── Data for processing
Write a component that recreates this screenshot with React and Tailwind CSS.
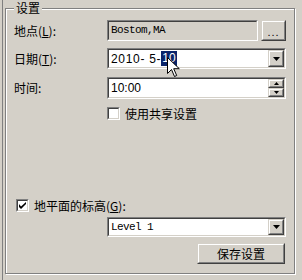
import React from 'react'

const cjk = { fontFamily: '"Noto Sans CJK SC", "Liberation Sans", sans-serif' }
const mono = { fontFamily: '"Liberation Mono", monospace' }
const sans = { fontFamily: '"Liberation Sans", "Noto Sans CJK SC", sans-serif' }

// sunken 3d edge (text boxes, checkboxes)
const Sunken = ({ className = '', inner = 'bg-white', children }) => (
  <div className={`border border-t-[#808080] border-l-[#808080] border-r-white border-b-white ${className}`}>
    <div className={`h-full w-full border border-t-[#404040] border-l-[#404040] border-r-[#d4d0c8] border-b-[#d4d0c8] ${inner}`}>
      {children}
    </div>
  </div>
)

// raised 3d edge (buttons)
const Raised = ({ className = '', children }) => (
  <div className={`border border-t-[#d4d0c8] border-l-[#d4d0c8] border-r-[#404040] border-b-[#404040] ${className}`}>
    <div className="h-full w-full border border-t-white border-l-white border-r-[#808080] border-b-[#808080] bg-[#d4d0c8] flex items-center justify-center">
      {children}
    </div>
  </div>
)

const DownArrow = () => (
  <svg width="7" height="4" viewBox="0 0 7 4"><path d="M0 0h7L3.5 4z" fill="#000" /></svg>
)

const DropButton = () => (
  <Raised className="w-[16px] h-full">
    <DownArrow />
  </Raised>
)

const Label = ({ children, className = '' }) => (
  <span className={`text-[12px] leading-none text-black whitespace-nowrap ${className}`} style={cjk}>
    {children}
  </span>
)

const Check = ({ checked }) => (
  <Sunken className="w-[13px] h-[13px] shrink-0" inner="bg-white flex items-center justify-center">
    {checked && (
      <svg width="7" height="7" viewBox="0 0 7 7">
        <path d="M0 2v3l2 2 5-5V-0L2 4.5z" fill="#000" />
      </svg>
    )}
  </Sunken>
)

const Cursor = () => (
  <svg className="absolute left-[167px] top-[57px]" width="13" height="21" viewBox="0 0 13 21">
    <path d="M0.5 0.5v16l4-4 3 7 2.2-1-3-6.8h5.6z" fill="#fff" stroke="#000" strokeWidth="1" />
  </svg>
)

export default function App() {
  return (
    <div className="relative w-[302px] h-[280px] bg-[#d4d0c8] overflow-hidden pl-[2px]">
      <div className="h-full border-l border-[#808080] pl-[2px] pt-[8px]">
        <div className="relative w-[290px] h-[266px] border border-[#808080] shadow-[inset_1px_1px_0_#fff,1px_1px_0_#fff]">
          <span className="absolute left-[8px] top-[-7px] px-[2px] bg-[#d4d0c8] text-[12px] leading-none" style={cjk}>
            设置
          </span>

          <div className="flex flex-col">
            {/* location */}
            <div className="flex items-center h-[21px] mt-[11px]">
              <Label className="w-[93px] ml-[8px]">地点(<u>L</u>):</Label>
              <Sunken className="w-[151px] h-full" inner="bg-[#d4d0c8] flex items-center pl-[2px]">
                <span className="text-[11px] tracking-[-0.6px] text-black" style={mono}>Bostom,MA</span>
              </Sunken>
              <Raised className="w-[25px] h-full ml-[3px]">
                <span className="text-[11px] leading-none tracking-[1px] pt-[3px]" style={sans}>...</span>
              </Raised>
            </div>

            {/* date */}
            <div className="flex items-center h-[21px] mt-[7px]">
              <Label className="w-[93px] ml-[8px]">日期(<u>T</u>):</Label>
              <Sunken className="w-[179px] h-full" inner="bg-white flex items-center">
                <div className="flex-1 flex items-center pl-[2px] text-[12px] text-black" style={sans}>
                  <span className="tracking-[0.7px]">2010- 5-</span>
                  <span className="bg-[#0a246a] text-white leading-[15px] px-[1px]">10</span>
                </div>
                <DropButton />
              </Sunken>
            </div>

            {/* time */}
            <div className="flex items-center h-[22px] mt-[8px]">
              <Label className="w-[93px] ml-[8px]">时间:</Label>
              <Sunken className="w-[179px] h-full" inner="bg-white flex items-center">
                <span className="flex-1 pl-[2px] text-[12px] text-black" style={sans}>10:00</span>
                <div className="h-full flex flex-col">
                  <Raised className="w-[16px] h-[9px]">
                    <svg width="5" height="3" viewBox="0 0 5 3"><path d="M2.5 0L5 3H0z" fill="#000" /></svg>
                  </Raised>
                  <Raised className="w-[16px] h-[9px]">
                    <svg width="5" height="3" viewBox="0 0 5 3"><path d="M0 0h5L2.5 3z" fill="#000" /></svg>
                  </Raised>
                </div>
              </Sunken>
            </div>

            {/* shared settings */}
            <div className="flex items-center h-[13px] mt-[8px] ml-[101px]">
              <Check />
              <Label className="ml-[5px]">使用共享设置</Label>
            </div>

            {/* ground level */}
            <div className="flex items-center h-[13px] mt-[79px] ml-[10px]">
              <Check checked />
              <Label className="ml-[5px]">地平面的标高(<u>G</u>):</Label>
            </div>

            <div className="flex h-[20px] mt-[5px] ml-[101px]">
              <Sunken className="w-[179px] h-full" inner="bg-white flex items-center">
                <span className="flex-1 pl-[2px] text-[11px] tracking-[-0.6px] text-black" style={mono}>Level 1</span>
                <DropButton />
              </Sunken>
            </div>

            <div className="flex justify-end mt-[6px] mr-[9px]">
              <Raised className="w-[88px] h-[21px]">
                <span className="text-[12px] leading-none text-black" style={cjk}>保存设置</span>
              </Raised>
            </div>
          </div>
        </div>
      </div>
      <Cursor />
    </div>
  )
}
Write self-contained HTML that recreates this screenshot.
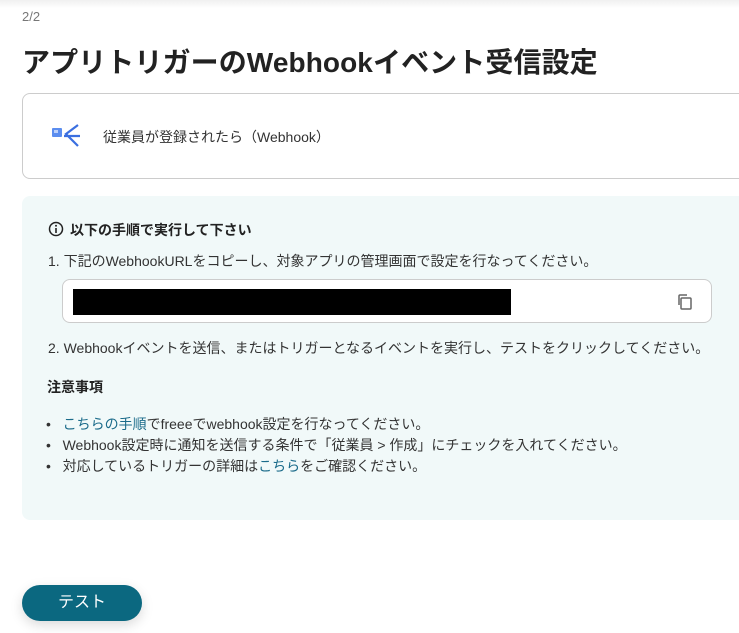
────
* [The problem] Of the lines above, how many hold the string "Write"? Answer with only the number.

* [Output of the task] 2